Namun ada versi lain yang diberitakan oleh Serat Kandha. Menurut Serat Kandha yang mengusulkan untuk menyerang Mataram adalah Adipati Tuban dan Adipati Demak. Sultan Hadiwijaya akhirnya memenuhi keinginan ini. Ada sekitar 10000 orang prajurit yang disiagakan. Di belakang Sultan Hadiwijaya yang naik gajah nampak putranya yaitu Pangeran Benowo naik kuda.

Menurut versi ini Danang Sutawijaya atau Senopati ing Alaga mampu mengumpulkan 1000 orang prajurit, 300 diantaranya disuruh untuk bersiap di selatan Prambanan. Mereka harus segera melakukan penyerangan begitu mendengar suara letusan gunung Merapi. Tiga ratus orang ini juga diminta agar membunyikan bende Kyai Bicak dan berteriak-teriak sekeras-kerasnya. Sementara yang menjadi pemimpin pasukan diangkatlah Tumenggung Mayang. 

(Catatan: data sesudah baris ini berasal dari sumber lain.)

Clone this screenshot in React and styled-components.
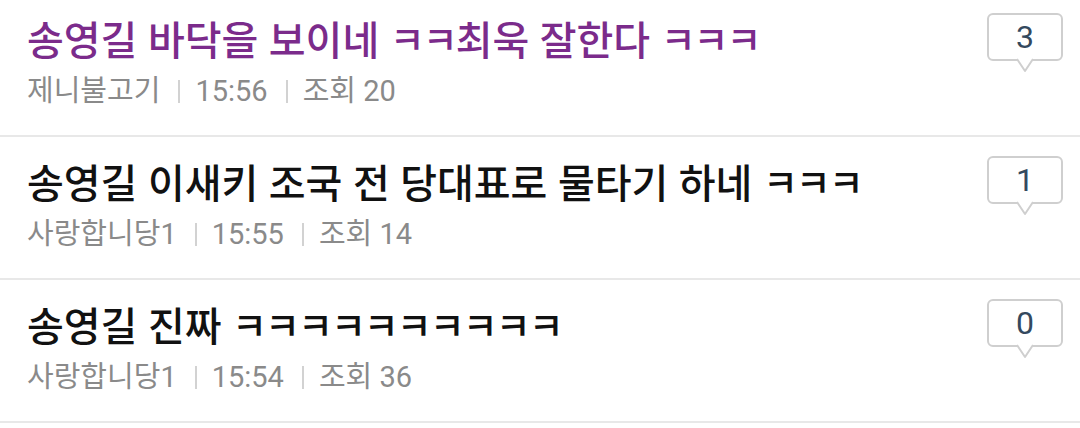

Pertempuran segera terjadi. Awalnya pasukan Mataram seolah-olah terdesak dan dikejar oleh pasukan Pajang. Namun tiba-tiba pasukan Pajang yang mendesak ini diserang oleh pasukan Mataram dari dua arah dan mereka menjadi kocar-kacir. Namun kedatangan sang malam membuat mereka harus melakukan gencatan senjata.

Saat tepat jam tujuh malam gunung Merapi erupsi dengan dahsyat disertai banjir, gempa bumi dan hujan lava. Lalu terdengar suara bende Kiai Bicak yang semakin membuat miris hati para prajurit Pajang. Keadaan menjadi super kacau. Hadiwijaya tidak bisa berbuat apa-apa, ia terjebak dalam kekisruhan tersebut. 

Sultan Hadiwijaya Mengunjungi Tembayat

Tak lama setelah mundur dari medan laga Sultan Hadiwijaya berniat berziarah ke Tembayat. Tempat ini memang tempat suci dan dihormati. Tembayat dipercaya berkaitan erat dengan trah Ki Ageng Giring dan keluarga Kajoran yang terkenal itu. Tembayat juga merupakan poros penyeimbang kekuatan Mataram, dan Pajang adalah satu anggota poros tersebut.

Dengan penuh kerendahan hati, Hadiwijaya membuka pintu makam. Namun sayang pintu makam tidak bisa dibuka. Sultan harus duduk di luar pintu makam. Sultan semakin tak berdaya ketika juru kunci makam menjelaskan bahwa pintu makam yang tidak bisa terbuka tersebut menandakan bahwa Tuhan sudah tidak memperpanjang izinnya untuk menjadi raja.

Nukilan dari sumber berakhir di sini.